Re: [tied] Thracian , summing up

From: tgpedersen
Message: 23717
Date: 2003-06-23

--- In cybalist@yahoogroups.com, "P&G" <petegray@...> wrote:
> > >From Latin as Muttersprache to Protoromanian should be some 200-
300
> > years.
> ...> As analyst, do you expect to see the same language which in 2-
300 years
> > became ( supposed) an another language ( Latin > ProtoRomanian)
for not
> > changing in the next 1000 or 1500 years ?
>
> Alex, why not look at what happened in French, Spanish, Italian
etc. If you
> date your "proto-Romanian" to about 600 AD, what is going on with
the
> western Romance languages at that time?
>
> And guess what you discover? Charlemagne has to ban the
pronunciation
> /Santer/ (roughly like modern French) and insist on /kantare/ for
the
> "Latin" word cantare. The situation you find unbelievable is close
to what
> we see in the West.
>
> You know that Latin is itself constantly changing, and the Romance
languages
> derive from the spoken form, not the classical form.
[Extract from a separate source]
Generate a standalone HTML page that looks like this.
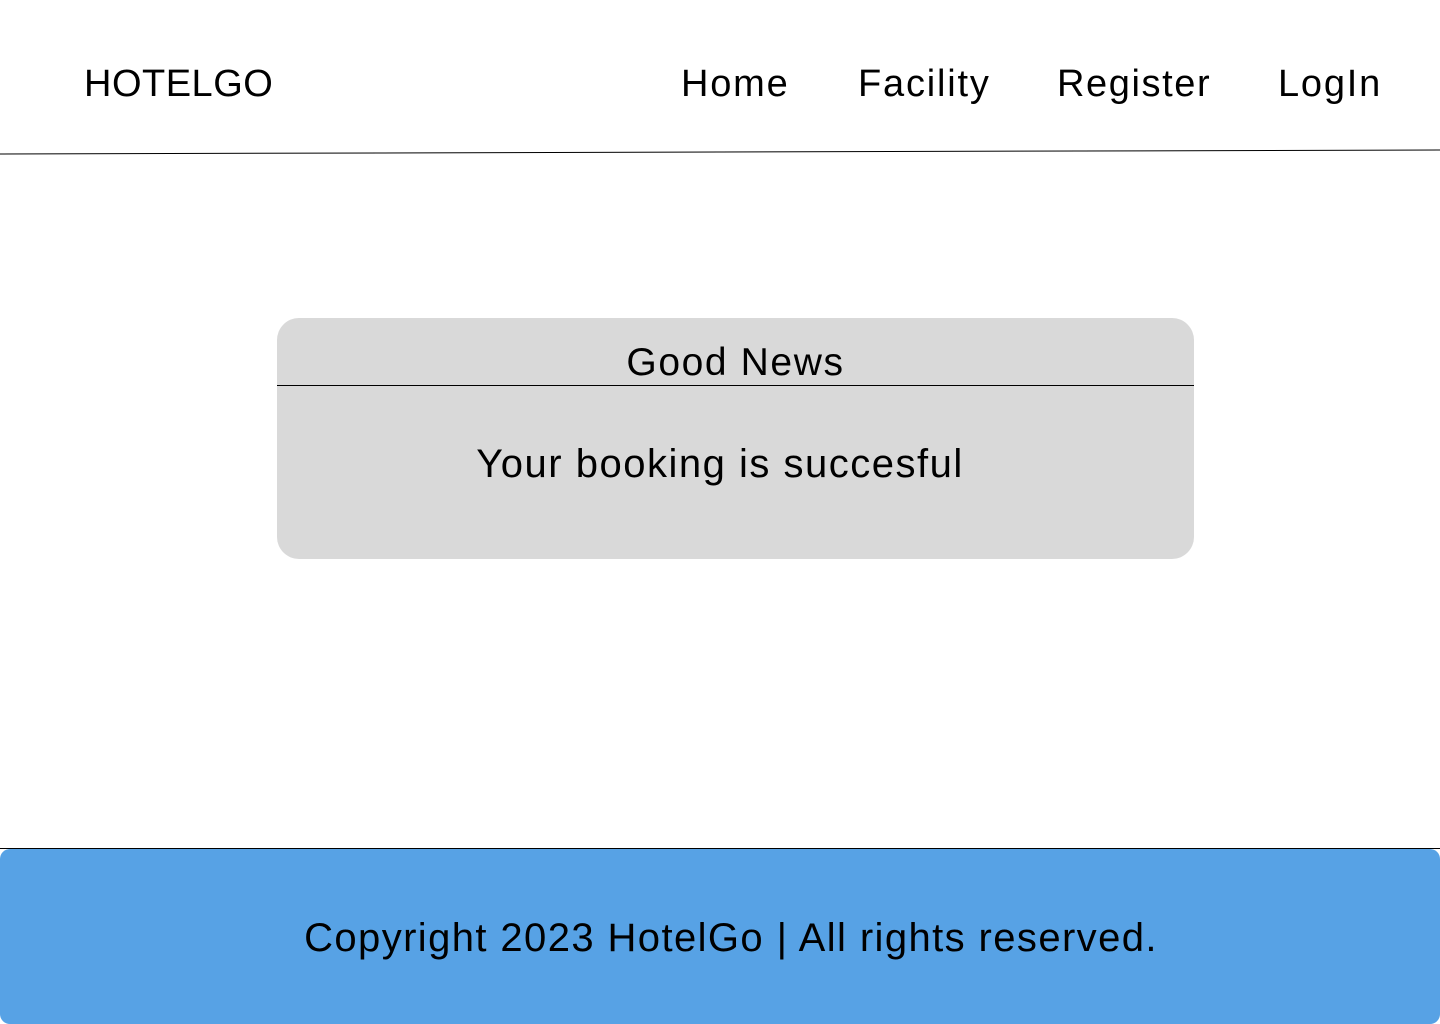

The roots of
these
> languages go back to some time BC - so it's more time than you seem
to
> think.
>
I think I will be advocatus Alexi here: There are two types of events
in the history of any Romance language:

1) a pidginisation and creolisation phase, in which an adult
population learns the new language Latin

2) a phase of continuous and regular development after that (mostly)

Most accounts of Romance languages stress only type 2 developments.